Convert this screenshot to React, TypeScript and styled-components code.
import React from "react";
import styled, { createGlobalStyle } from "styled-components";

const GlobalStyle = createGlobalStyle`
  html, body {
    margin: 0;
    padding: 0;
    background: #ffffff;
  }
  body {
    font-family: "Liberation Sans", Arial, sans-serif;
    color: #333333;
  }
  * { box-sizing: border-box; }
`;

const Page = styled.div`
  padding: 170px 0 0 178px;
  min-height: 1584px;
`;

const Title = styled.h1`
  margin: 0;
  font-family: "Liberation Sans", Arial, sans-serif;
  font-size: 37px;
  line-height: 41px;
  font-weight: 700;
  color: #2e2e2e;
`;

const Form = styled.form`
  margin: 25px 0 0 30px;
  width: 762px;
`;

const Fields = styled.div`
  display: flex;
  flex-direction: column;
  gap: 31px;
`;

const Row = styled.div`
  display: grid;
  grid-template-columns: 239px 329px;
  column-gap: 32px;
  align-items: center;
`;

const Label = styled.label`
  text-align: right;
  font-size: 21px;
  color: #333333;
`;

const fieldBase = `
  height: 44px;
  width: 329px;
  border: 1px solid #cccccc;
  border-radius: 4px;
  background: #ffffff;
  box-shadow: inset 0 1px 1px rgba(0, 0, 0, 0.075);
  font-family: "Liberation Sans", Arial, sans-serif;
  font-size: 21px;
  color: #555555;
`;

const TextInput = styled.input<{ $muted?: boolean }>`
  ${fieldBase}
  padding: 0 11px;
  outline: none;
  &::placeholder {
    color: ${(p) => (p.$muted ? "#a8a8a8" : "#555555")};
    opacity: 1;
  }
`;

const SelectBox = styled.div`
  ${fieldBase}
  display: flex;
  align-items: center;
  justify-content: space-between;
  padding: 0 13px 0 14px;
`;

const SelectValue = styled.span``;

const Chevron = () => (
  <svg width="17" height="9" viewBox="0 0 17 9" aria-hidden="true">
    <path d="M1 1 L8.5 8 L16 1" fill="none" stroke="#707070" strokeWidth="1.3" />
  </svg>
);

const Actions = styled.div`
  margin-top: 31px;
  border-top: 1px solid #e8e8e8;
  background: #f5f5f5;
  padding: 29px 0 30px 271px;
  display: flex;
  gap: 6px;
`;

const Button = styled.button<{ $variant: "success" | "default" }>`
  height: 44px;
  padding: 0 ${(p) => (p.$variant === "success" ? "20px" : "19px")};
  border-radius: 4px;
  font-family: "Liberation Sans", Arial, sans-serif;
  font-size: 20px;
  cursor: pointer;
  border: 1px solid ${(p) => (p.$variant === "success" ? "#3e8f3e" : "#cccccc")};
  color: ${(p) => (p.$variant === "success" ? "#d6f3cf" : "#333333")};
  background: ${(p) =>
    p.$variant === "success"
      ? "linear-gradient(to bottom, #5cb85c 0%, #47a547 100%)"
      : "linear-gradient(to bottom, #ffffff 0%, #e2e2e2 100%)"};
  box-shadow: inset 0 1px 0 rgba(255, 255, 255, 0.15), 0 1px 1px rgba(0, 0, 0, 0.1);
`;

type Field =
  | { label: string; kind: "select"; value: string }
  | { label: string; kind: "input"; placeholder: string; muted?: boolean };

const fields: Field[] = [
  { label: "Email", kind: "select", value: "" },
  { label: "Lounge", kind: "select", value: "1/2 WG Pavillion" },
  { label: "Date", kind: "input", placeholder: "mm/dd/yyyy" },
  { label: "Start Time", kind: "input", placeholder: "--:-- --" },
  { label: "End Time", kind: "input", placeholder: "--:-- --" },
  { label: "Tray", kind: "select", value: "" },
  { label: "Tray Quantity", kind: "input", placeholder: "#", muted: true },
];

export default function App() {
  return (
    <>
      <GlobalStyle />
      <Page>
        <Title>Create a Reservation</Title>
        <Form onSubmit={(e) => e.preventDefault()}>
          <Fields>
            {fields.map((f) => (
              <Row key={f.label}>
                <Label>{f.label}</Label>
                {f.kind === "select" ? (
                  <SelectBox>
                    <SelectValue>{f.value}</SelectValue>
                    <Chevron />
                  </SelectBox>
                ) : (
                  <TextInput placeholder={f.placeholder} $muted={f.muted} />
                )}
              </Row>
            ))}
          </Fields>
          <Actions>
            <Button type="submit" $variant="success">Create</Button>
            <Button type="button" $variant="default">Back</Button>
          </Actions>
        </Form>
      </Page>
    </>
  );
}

·····

Your goal. Among the lines of the data, identify those with the word "React". Copy each of them.

Full solution.
Convert this screenshot to React, TypeScript and styled-components code.
import React from "react";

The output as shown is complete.